Comment donc trouver l’amour dans ce dédale d’interactions numériques et de rencontres éphémères ? C’est là que réside le défi majeur pour cette mère de famille pleine d’espoir mais aussi de doutes. Comment se comporter pour maximiser ses chances dans ce nouveau jeu de séduction ? L’humour, l’absurde, mais aussi la justesse, deviennent des alliés précieux pour Clothilde Delacroix dans cette quête où les codes semblent avoir été réécrits à la hâte sans manuel d’instruction. Un décrochage attentionnel de plusieurs années est presque synonyme de fossilisation numérique.

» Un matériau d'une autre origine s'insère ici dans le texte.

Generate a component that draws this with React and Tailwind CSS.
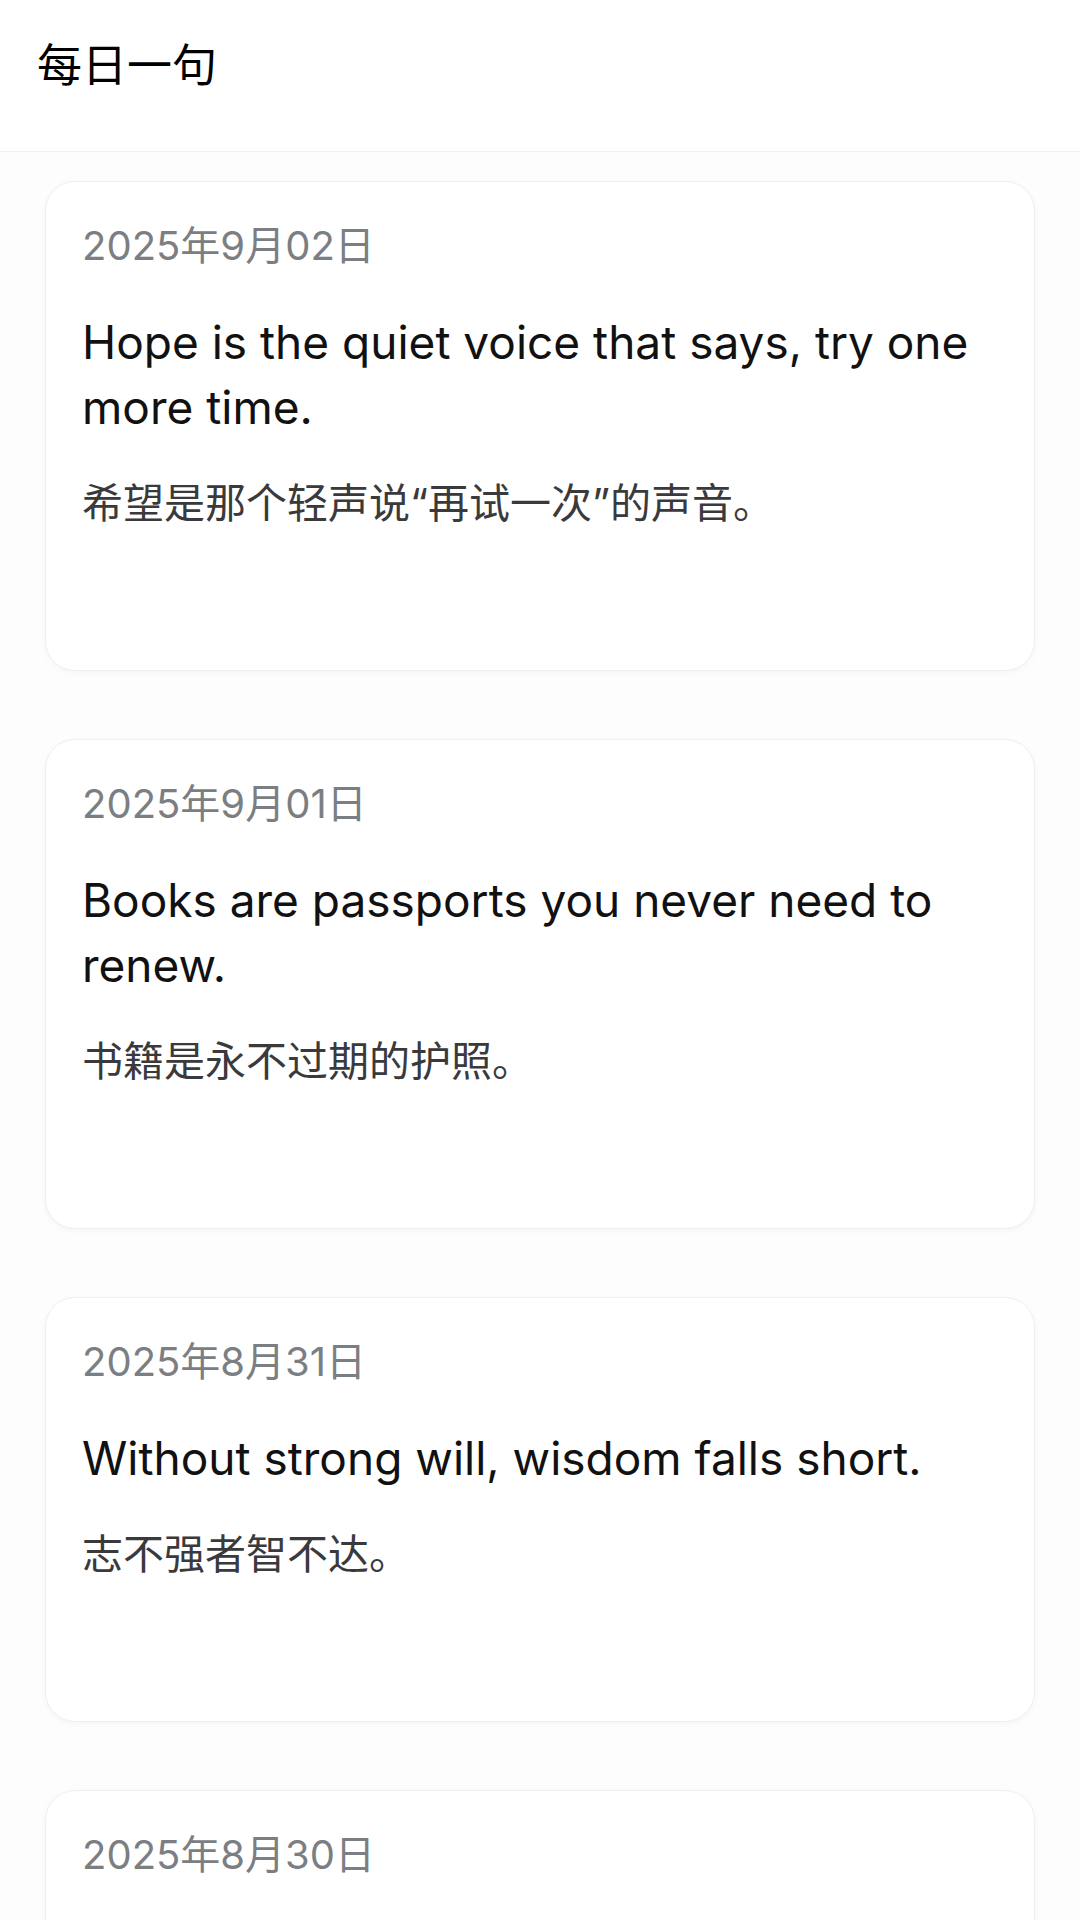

Dans ce ballet amoureux ô combien moderne, chacun revêt un masque social, surtout lors du premier rendez-vous, lissant les aspérités de sa personnalité pour paraître consensuel et facile à vivre. Mais cette façade, comme l’énonce très bien notre protagoniste, peut mener à une confusion des espoirs et des sentiments, où personne ne sait réellement sur quel pied danser. Décrypter les signes d’intérêt, éviter les maladresses dans les communications numériques, gérer les attentes et les déceptions deviennent des compétences essentielles dans ce grand jeu de séduction (et de dupes ?).

Certaines planches de Love, etc., sous leurs dehors humoristiques, illustrent de manière édifiante comment cette quête désespérée d’amour peut engloutir l’individu, le plongeant dans un abîme de solitude et de doutes. L’absence de tendresse et le flou des attentes peuvent laisser des cicatrices invisibles, altérant la confiance en soi et la capacité à s’ouvrir à l’autre. Clothilde Delacroix ne s’y trompe pas quand elle représente les états d’âme de son personnage, un peu égarée sur le chemin de l’intégrité émotionnelle.

Love, etc. offre un regard ironique mais perspicace sur la recherche d’amour à l’ère numérique. À travers les tribulations d’une quadra célibataire, l’autrice parvient à capturer avec finesse les dilemmes, les rires et les déceptions qui jalonnent ce parcours semé d’embûches.